Cecille de France plays a French television journalist who wonders about her near death experience when she is caught in the Indonesian tsunami. Her romantic red herring is her producer, who seems okay at first but turns out to be a tad too slick.

Matt Damon's red herring is played by Bryce Dallas Howard, daughter of famous director Ron Howard. Her character is just aggressive and off-kilter enough to make us root against her ending up with Damon. Surprisingly, by Hollywood offspring standards, Howard is quite attractive, in fact more so than de France. This violates yet another Hollywood rule, that the hero must end up with the best-looking woman in the movie. (Quick, name the last movie in which the hero ends up with the less attractive female.)

Damon plays a reluctant psychic. Imagine for a moment what other actors might have done with that part. Jack Nicholson would have gone into convulsions playing the psychic, while making every dead person sound unpleasantly unrepentant. Tom Cruise would have acted as if contacting the dead were a matter of extreme, sweaty intensity -- but would always have emerged afterward with his winning grin intact and a thumbs up sign. Damon, who let himself lapse back into his natural chubbiness for the role, plays the psychic the right way -- abashedly. There are no histrionics, only a semi-apologetic explanation for his gift, or, as he sees it, curse.

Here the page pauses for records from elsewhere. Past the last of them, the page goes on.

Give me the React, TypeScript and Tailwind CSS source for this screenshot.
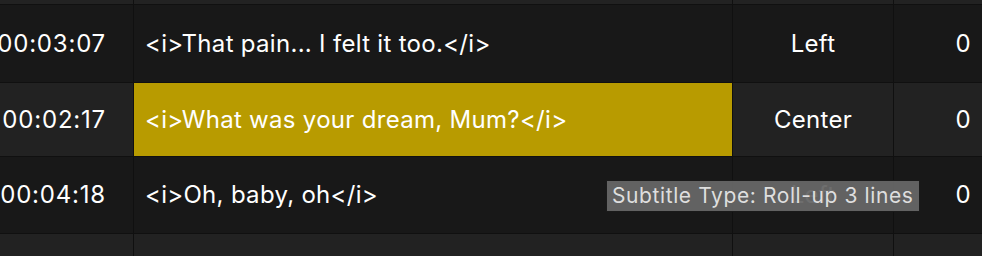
import React from 'react';

type Row = {
  time: string;
  text: string;
  align: string;
  num: string;
  h: string;
  alt?: boolean;
  active?: boolean;
};

const rows: Row[] = [
  { time: '00:03:07', text: '<i>That pain... I felt it too.</i>', align: 'Left', num: '0', h: 'h-[77px]' },
  { time: '00:02:17', text: '<i>What was your dream, Mum?</i>', align: 'Center', num: '0', h: 'h-[73px]', alt: true, active: true },
  { time: '00:04:18', text: '<i>Oh, baby, oh</i>', align: 'Left', num: '0', h: 'h-[76px]' },
];

const App = () => {
  return (
    <div className="relative h-[256px] w-[982px] overflow-hidden bg-[#101010] font-['Inter','Noto_Sans',sans-serif] text-[24px] tracking-[0.3px] text-white">
      <div className="grid grid-cols-[133px_598px_160px_88px] gap-px">
        {/* partial row above */}
        <div className="h-[4px] bg-[#222222]" />
        <div className="h-[4px] bg-[#222222]" />
        <div className="h-[4px] bg-[#222222]" />
        <div className="h-[4px] bg-[#222222]" />

        {rows.map((row) => {
          const bg = row.alt ? 'bg-[#222222]' : 'bg-[#181818]';
          return (
            <React.Fragment key={row.time}>
              <div className={`${row.h} ${bg} flex items-center justify-end pr-[27px] whitespace-nowrap tracking-[0.8px]`}>
                {row.time}
              </div>
              <div
                className={`${row.h} ${row.active ? 'bg-[#b89b00]' : bg} flex items-center pl-[11px]`}
              >
                {row.text}
              </div>
              <div className={`${row.h} ${bg} flex items-center justify-center`}>
                {row.align}
              </div>
              <div className={`${row.h} ${bg} flex items-center justify-end pr-[11px]`}>
                {row.num}
              </div>
            </React.Fragment>
          );
        })}

        <div className="h-[30px] bg-[#222222]" />
        <div className="h-[30px] bg-[#222222]" />
        <div className="h-[30px] bg-[#222222]" />
        <div className="h-[30px] bg-[#222222]" />
      </div>

      {/* tooltip */}
      <div className="absolute left-[606px] top-[180px] flex h-[32px] w-[314px] items-center whitespace-nowrap border border-[#1a1a1a] bg-[#666666]/95 pl-[5px] text-[21px] tracking-[0.6px] text-[#dedede]">
        Subtitle Type: Roll-up 3 lines
      </div>
    </div>
  );
};

export default App;
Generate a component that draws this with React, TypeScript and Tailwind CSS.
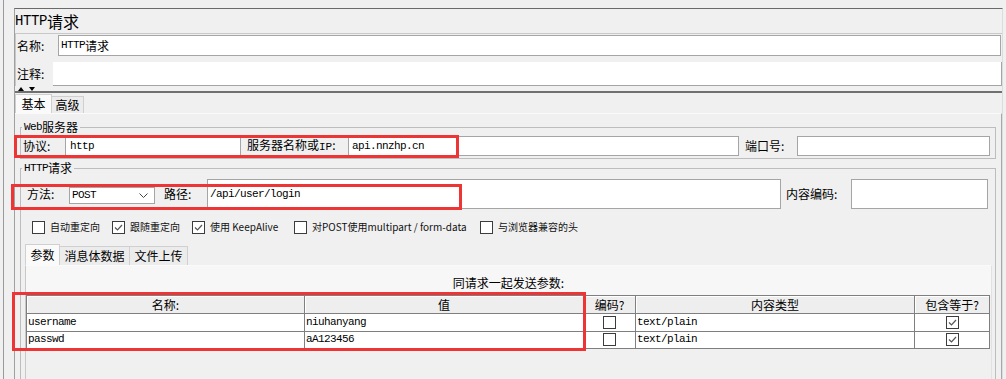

And while conveying messages from the dead he comes across as a slightly absent-minded guy who is trying to remember something hovering on the edge of his consciousness.

Most of us willingly suspend our disbelief for this kind of movie, which is essentially science fiction. But the characters should remain true to themselves, and there was one false note. Damon's character, George Lonegan, has a personality that is nothing but painfully raw, brutal honesty throughout the first three-quarters of the movie. But towards the end, when the little Cockney boy tells Damon where he can find Cecille de France, Damon suddenly acts like a flustered and embarrassed junior high school student and strenuously denies that he likes her. Silly.

And yes, it is The Man With No Name, the director of Unforgiven and Letters from Iwo Jima who helmed this movie. But don't expect Dirty Harry-style action. The pacing is slow, too much so at times.

Verdict: the movie underscores how great both Eastwood and Damon are, partly because it shows their versatility, but that's not quite enough to make it a great movie. Still worth seeing though, especially if you've always wanted to believe in life after death.

As we were leaving the theater I pointed out to my family that there actually have been numerous reports of people who've had near death experiences, whose hearts had actually briefly stopped beating, and who saw a strange luminous light at the moment of their "death."

My son, who is a huge fan of Eastwood's more action-oriented films, retorted, "Well I almost died of boredom during that movie, and I didn't see any light. I mean, my heart didn't actually stop, but I think it came pretty close. And I didn't see anything like that."